L’Italie a lancé en 2013 l’opération Mare Nostrum, dans la foulée du drame de Lampedusa le 3 octobre qui a coûté la vie à 366 migrants. C’est l’Italie qui en assuré presque l’entièreté du coût, à savoir environ 9 millions d’euros par mois. L’opération cesse un an plus tard et est remplacée en novembre 2014 par Frontex, un programme de contrôle des frontières géré par l’Union européenne. Dès son lancement, Amnesty International a jugé que la mission «Triton» de Frontex serait «vouée à l’échec», car «elle se trompait d’objectif». Le réseau Migreurop déplorait aussi dans un communiqué l’arrêt de Mare Nostrum qui, «si elle n’est pas exempte de critiques – son caractère militaire, l’absence de transparence sur le sort des personnes sauvées de la noyade, et ses échecs, puisque selon le HCR 3.000 personnes auraient péri noyées depuis le début de l’année (2014, NDLR) –, a néanmoins amorcé une autre vision et entrouvert une porte, celle du sauvetage en mer des migrants».

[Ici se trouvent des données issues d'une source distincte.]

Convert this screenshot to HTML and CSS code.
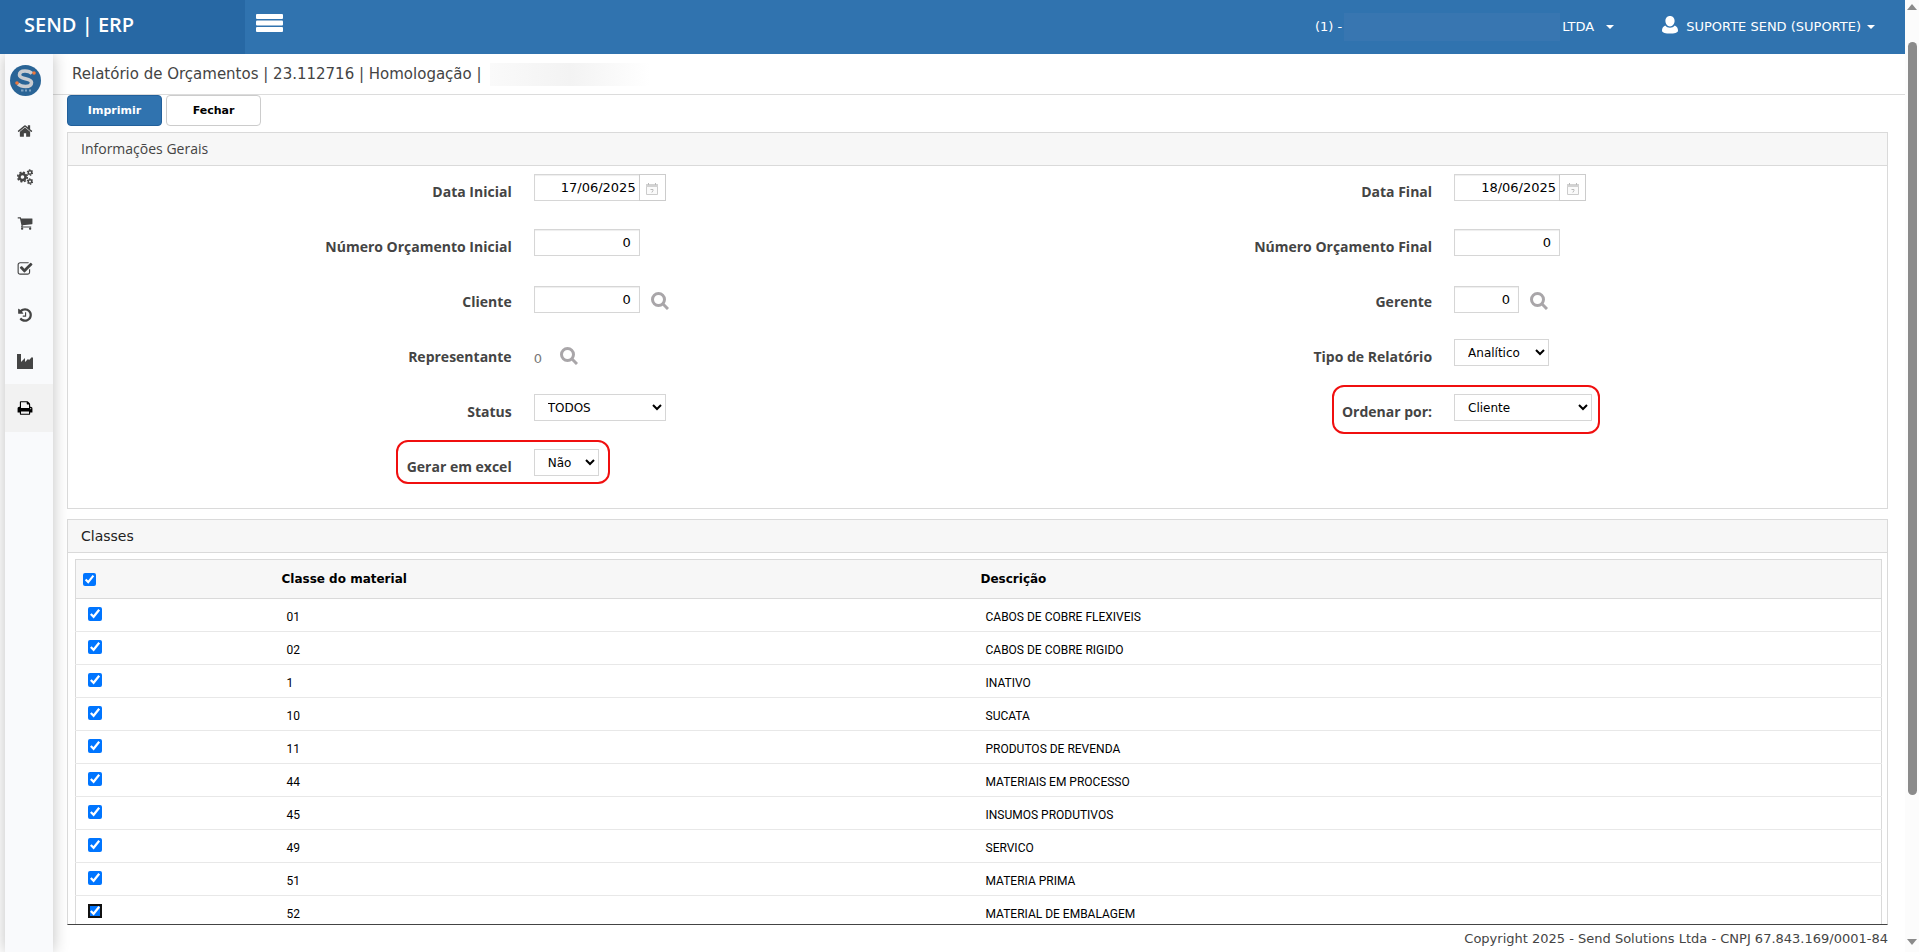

Un code de conduite pour les ONG?
Les ministres de l’Intérieur français, italiens et allemands planchent sur un «code de conduite pour les ONG» pour «améliorer la coordination» en Méditerranée centrale. Un projet qui n’est pas sans lien avec de récentes accusations de complicité des ONG avec les passeurs en Méditerranée, lancées il y a quelques semaines par un magistrat italien, sans preuves.
Plusieurs ONG engagées dans le secours des migrants au large de la Libye ont vivement critiqué ce projet. SOS Méditerranée a déclaré dans un communiqué sur son site que ce projet relevait «d’une instrumentalisation à l’encontre des ONG […] qui ont mis en place des moyens professionnels pour pallier la défaillance des États européens manquant à leur devoir de sauver des milliers de vies en perdition en Méditerranée». Et l’association de rappeler également qu’elle a, avec d’autres organisations de sauvetage en mer, élaboré un code de conduite volontaire afin d’assurer une bonne coordination en mer.
Le code de conduite discuté en ce moment, «c’est de la poudre aux yeux, pour ne pas affronter le problème réel: c’est l’UE qui devrait procéder aux secours en mer, pas les ONG», a aussi déclaré Loris De Filippi, président de MSF-Italie, à l’Agence France Presse. Selon plusieurs médias italiens, relayés par cette même agence de presse, ce code de conduite interdira aux ONG de s’approcher des eaux libyennes et de communiquer avec les passeurs. Il pourra aussi exiger la présence d’un policier à bord des navires de sauvetage.